Le Maire annonce un «trimestre anti-inflation»

A l'issue d'une réunion ce 6 mars à Bercy avec les acteurs de la grande distribution, le ministre de l'Economie Bruno Le Maire a annoncé le lancement d'un «trimestre anti-inflation», issu d'un accord avec les distributeurs qui se sont engagés à proposer les prix «les plus bas possibles» jusqu'en juin sur une sélection de produits. Le dispositif, financé grâce aux marges des distributeurs, leur coûtera «plusieurs centaines de millions d'euros». En outre, le gouvernement compte déployer dans les prochains mois un «chèque alimentaire» pour les ménages les plus modestes.

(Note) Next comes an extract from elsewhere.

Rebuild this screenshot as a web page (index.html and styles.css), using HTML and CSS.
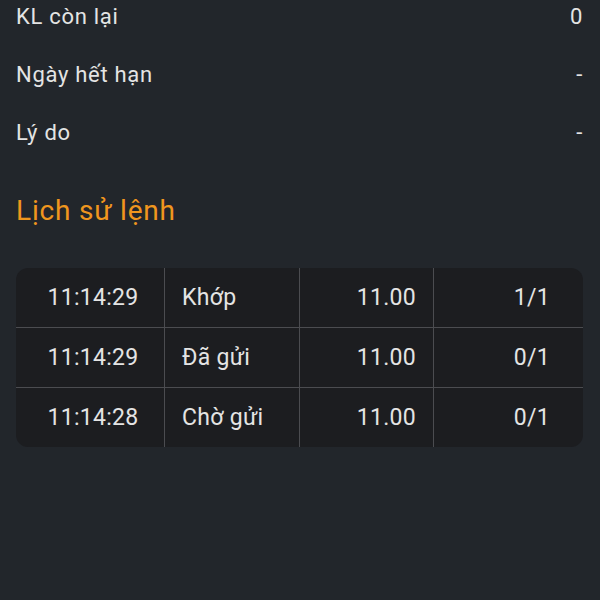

Les produits qui seront vendus aux prix «les plus bas possibles» seront «choisis librement» par chacun des distributeurs, a précisé le ministre, et pourront varier d'une région à l'autre. Ils seront identifiables grâce à un logo tricolore «trimestre anti-inflation».

A l'issue de ce «trimestre anti-inflation», Bruno Le Maire a fait part de son intention de rouvrir les négociations commerciales avec les grands industriels «de façon à ce que la baisse des prix de gros, que nous observons sur les marchés mais qui n’est pas encore transmise aux produits de consommation courante, puisse se traduire» sur les produits du quotidien, a esquissé le ministre.

L'inflation en France a de nouveau accéléré en février en s’établissant à 6,2% sur un an, après 6% en janvier, tirée par un bond des prix dans l'alimentation estimé à +14,5% par l’Insee.